To circle back to Pogrebin's story, then, valuations for private collections appear in art-media reporting in much the same way as (equally dubious) valuations for the overall art industry: Reporters have no better options than to rely on a deeply compromised estimating process. Nothing about the industry or the wider world will change based on which side prevails in any given fine-art insurance dispute. But the opaque and subjective (if not outright absurd) process of pricing artworks has huge consequences for how collectors and the general public relate to the discipline.
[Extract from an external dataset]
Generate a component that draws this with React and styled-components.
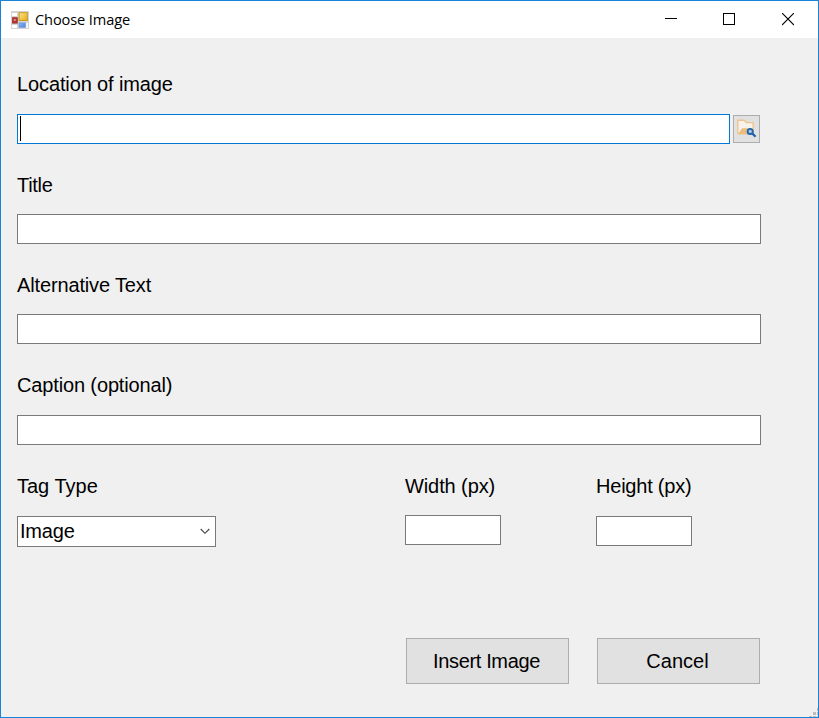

As long as its worth is determined within a fortress of solitude––one garrisoned exclusively by wealthy insiders with vested interests––art cannot be a mass medium, and the parties battling for control will retain incentive to distort the numbers to their own self-serving financial and social ends.
Keep this in mind the next time a gaudy private-collection estimate appears between two commas in a reported story on the arts. I assure you there will be plenty of opportunities to do so in the near future. Fort Worth is strong, and it's not going anywhere.
*Note: This post was updated to more accurately reflect the details of insurance carriers' re-appraisal processes after claims are made on covered artworks.